Los Angeles Historic-Cultural Monument
- Designated: April 16, 1996
- Reference no.: 623

= Kappe Residence =

House in Los Angeles, California

The Kappe Residence is a house in the Pacific Palisades section of Los Angeles, California, designed by architect Raymond Kappe, FAIA, as his own residence. It is a modern design built into a heavily treed hillside. It was designated a Los Angeles Historic-Cultural Monument in 1996, and in 2008 it was named one of the top ten houses in Los Angeles by an expert panel selected by the Los Angeles Times.

==Design of the house==
Kappe purchased the steep hillside lot in 1962 for $17,000. Designing a structure for the steep hillside was problematic, and Kappe designed six concrete towers supporting a 4000 sqft glass-and-wood house. Built between 1965 and 1967, the house is raised on decks to avoid underground springs. The house features natural building materials, strong geometric form, and supersaturated colors. The ground floor of the structure is Kappe's studio, and the house is built atop the studio.

Kappe and his wife lived in the house until their respective deaths in 2019 and 2025. The house was listed for sale in 2026 with an asking price of $11.5 million, marking the first time it had been placed for sale.

==Critical reception and honors==
The Kappe Residence was listed as a City of Los Angeles Historic-Cultural Monument (HCM #623) in April 1996.

In 2004, The New York Times Magazine published a feature story on the Kappe Residence. The Times described Kappe as "the only architect who truly signifies the seamless combination of Modernism and canyon vernacular." The author, Brad Dunning, wrote of the house: "Ray Kappe's 1967 house remains a landmark of nature-friendly modernism."

In December 2008, the Los Angeles Times asked an expert panel to select the top ten of the best Southern California homes, and the Kappe Residence was included in the final top ten list.

Stephen Kanner, President of the A + D (Architecture + Design) Museum in Los Angeles wrote: "Ray's own home may be the greatest house in all of Southern California."

Residential Architect magazine wrote that Kappe had "reinvented the house on the hill."

In "An Architectural Guidebook to Los Angeles", David Gebhard and Robert Winter described the structure as "a virtual tree house poised over a steep hillside" and an example of Kappe's ability "to meld the Craftsman aesthetic and the International Style into a very personal style."

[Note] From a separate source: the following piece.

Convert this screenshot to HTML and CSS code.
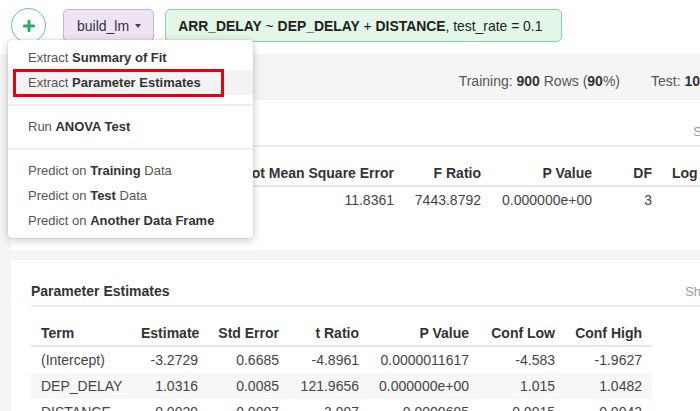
FILE: index.html
```html
<!DOCTYPE html>
<html lang="en">
<head>
<meta charset="utf-8">
<title>build_lm</title>
<link rel="stylesheet" href="styles.css">
</head>
<body>
<div class="page">
  <header class="toolbar">
    <button class="add-btn" type="button" aria-label="Add step">
      <svg width="12" height="12" viewBox="0 0 12 12" aria-hidden="true"><path d="M6 1.2v9.6M1.2 6h9.6" stroke="#2bb06c" stroke-width="3" stroke-linecap="round"/></svg>
    </button>
    <div class="fn-btn"><span>build_lm</span><span class="caret"></span></div>
    <div class="formula"><span><b>ARR_DELAY</b> ~ <b>DEP_DELAY</b> + <b>DISTANCE</b>, test_rate = 0.1</span></div>
  </header>

  <div class="infobar">
    <span>Training: <b>900</b> Rows (<b>90</b>%)</span>
    <span>Test: <b>100</b> Rows (<b>10</b>%)</span>
  </div>

  <main class="content">
    <section class="card card-fit">
      <div class="card-head">
        <h3>Summary of Fit</h3>
        <a class="show-link">Show Details</a>
      </div>
      <table class="grid grid-fit">
        <colgroup>
          <col class="c-rsq"><col class="c-adj"><col class="c-rmse"><col class="c-f"><col class="c-p"><col class="c-df"><col class="c-log"><col class="c-aic"><col class="c-bic">
        </colgroup>
        <thead>
          <tr><th>R Squared</th><th>Adj R Squared</th><th>Root Mean Square Error</th><th>F Ratio</th><th>P Value</th><th>DF</th><th>Log Likelihood</th><th>AIC</th><th>BIC</th></tr>
        </thead>
        <tbody>
          <tr><td>0.9432</td><td>0.9431</td><td>11.8361</td><td>7443.8792</td><td>0.000000e+00</td><td>3</td><td>-3495.29</td><td>6998.57</td><td>7017.78</td></tr>
        </tbody>
      </table>
    </section>

    <section class="card card-params">
      <div class="card-head">
        <h3>Parameter Estimates</h3>
        <a class="show-link">Show Formula</a>
      </div>
      <table class="grid grid-params">
        <colgroup>
          <col class="c-term"><col class="c-est"><col class="c-se"><col class="c-t"><col class="c-pv"><col class="c-lo"><col class="c-hi">
        </colgroup>
        <thead>
          <tr><th class="left">Term</th><th>Estimate</th><th>Std Error</th><th>t Ratio</th><th>P Value</th><th>Conf Low</th><th>Conf High</th></tr>
        </thead>
        <tbody>
          <tr><td class="left">(Intercept)</td><td>-3.2729</td><td>0.6685</td><td>-4.8961</td><td>0.0000011617</td><td>-4.583</td><td>-1.9627</td></tr>
          <tr class="alt"><td class="left">DEP_DELAY</td><td>1.0316</td><td>0.0085</td><td>121.9656</td><td>0.000000e+00</td><td>1.015</td><td>1.0482</td></tr>
          <tr><td class="left">DISTANCE</td><td>0.0029</td><td>0.0007</td><td>3.997</td><td>0.0000695</td><td>0.0015</td><td>0.0043</td></tr>
        </tbody>
      </table>
    </section>
  </main>

  <div class="menu">
    <ul class="menu-group">
      <li>Extract <b>Summary of Fit</b></li>
      <li class="active">Extract <b>Parameter Estimates</b><span class="annot"></span></li>
    </ul>
    <ul class="menu-group">
      <li>Run <b>ANOVA Test</b></li>
    </ul>
    <ul class="menu-group">
      <li>Predict on <b>Training</b> Data</li>
      <li>Predict on <b>Test</b> Data</li>
      <li>Predict on <b>Another Data Frame</b></li>
    </ul>
  </div>
</div>
</body>
</html>
```

FILE: styles.css
```css
* { box-sizing: border-box; }

html, body {
  margin: 0;
  padding: 0;
}

body {
  width: 700px;
  height: 411px;
  overflow: hidden;
  background: #f5f5f5;
  font-family: "Liberation Sans", Arial, Helvetica, sans-serif;
  color: #333;
}

.page {
  width: 800px;
  position: relative;
}

/* ---------- toolbar ---------- */
.toolbar {
  height: 54px;
  background: #fff;
  display: flex;
  align-items: flex-start;
  padding: 9px 0 0 11px;
}

.add-btn {
  width: 35px;
  height: 35px;
  margin: -1px 17px 0 0;
  padding: 0;
  border: 1.5px solid #62c893;
  border-radius: 50%;
  background: #fff;
  display: flex;
  align-items: center;
  justify-content: center;
}

.fn-btn {
  height: 33px;
  margin-right: 11px;
  padding: 0 12px 0 13px;
  display: flex;
  align-items: center;
  background: #efe4f6;
  border: 1px solid #c8aede;
  border-radius: 5px;
  font-size: 14px;
  color: #333;
}

.caret {
  width: 0;
  height: 0;
  margin-left: 6px;
  border-left: 3.5px solid transparent;
  border-right: 3.5px solid transparent;
  border-top: 4px solid #444;
}

.formula {
  height: 33px;
  padding: 0 19px 0 12px;
  display: flex;
  align-items: center;
  background: #e4f6e8;
  border: 1px solid #80d3a1;
  border-radius: 5px;
  font-size: 13.9px;
  color: #222;
  white-space: nowrap;
}

/* ---------- info bar ---------- */
.infobar {
  height: 46px;
  display: flex;
  justify-content: flex-end;
  gap: 31px;
  padding: 17px 12px 0 0;
  font-size: 14px;
  line-height: 20px;
  color: #555;
  white-space: nowrap;
}

.infobar b { color: #333; }

/* ---------- cards ---------- */
.content {
  padding: 0 11px;
}

.card {
  background: #fff;
  padding: 21px 20px 0;
  margin-bottom: 10px;
}

.card-fit { height: 150px; }
.card-params { height: 200px; }

.card-head {
  display: flex;
  align-items: center;
  height: 26px;
  padding-bottom: 4px;
  border-bottom: 2px solid #ececec;
}

.card-head h3 {
  margin: 0;
  font-size: 14px;
  line-height: 20px;
  font-weight: bold;
  color: #333;
}

.show-link {
  margin-left: auto;
  font-size: 13px;
  color: #9a9a9a;
}

/* ---------- tables ---------- */
.grid {
  border-collapse: collapse;
  table-layout: fixed;
  font-size: 14px;
  color: #444;
}

.grid th,
.grid td {
  text-align: right;
  white-space: nowrap;
}

.grid th {
  padding: 16px 10px 2px;
  line-height: 20px;
  font-weight: bold;
  color: #333;
  border-bottom: 2px solid #e6e6e6;
}

.grid td {
  padding: 3px 10px;
  line-height: 20px;
}

.grid .left { text-align: left; }

.grid .alt td { background: #f7f7f7; }

.grid-fit { width: 926px; }
.c-rsq  { width: 90px; }
.c-adj  { width: 98px; }
.c-rmse { width: 185px; }
.c-f    { width: 87px; }
.c-p    { width: 111px; }
.c-df   { width: 60px; }
.c-log  { width: 115px; }
.c-aic  { width: 90px; }
.c-bic  { width: 90px; }

.grid-params { width: 621px; }
.c-term { width: 100px; }
.c-est  { width: 77px; }
.c-se   { width: 81px; }
.c-t    { width: 80px; }
.c-pv   { width: 110px; }
.c-lo   { width: 86px; }
.c-hi   { width: 87px; }

/* ---------- dropdown menu ---------- */
.menu {
  position: absolute;
  left: 8px;
  top: 40px;
  width: 245px;
  padding: 5px 0;
  background: #fff;
  border-radius: 4px;
  box-shadow: 0 2px 10px rgba(0, 0, 0, 0.22), 0 0 0 1px rgba(0, 0, 0, 0.04);
  font-size: 13px;
  color: #555;
}

.menu-group {
  list-style: none;
  margin: 0;
  padding: 0;
}

.menu-group + .menu-group {
  margin-top: 9px;
  padding-top: 8px;
  border-top: 2px solid #eeeeee;
}

.menu-group li {
  position: relative;
  height: 25px;
  line-height: 25px;
  padding: 0 20px;
  white-space: nowrap;
}

.menu-group li b { color: #333; }

.menu-group li.active { background: #f3f3f3; }

.annot {
  position: absolute;
  left: 5px;
  top: -1px;
  width: 211px;
  height: 28px;
  border: 3px solid #e8000b;
}
```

In 2004, Kappe said of the house:

The house still seems to touch most people -- architects, students and potential clients. It has remained the one repetitive constant in my work. Our house became a prototype for many of my houses with difficult sites. At the time it was built, I think the house served as an inspiration for aspiring architects, and I hope that those who experience it today have a similar response.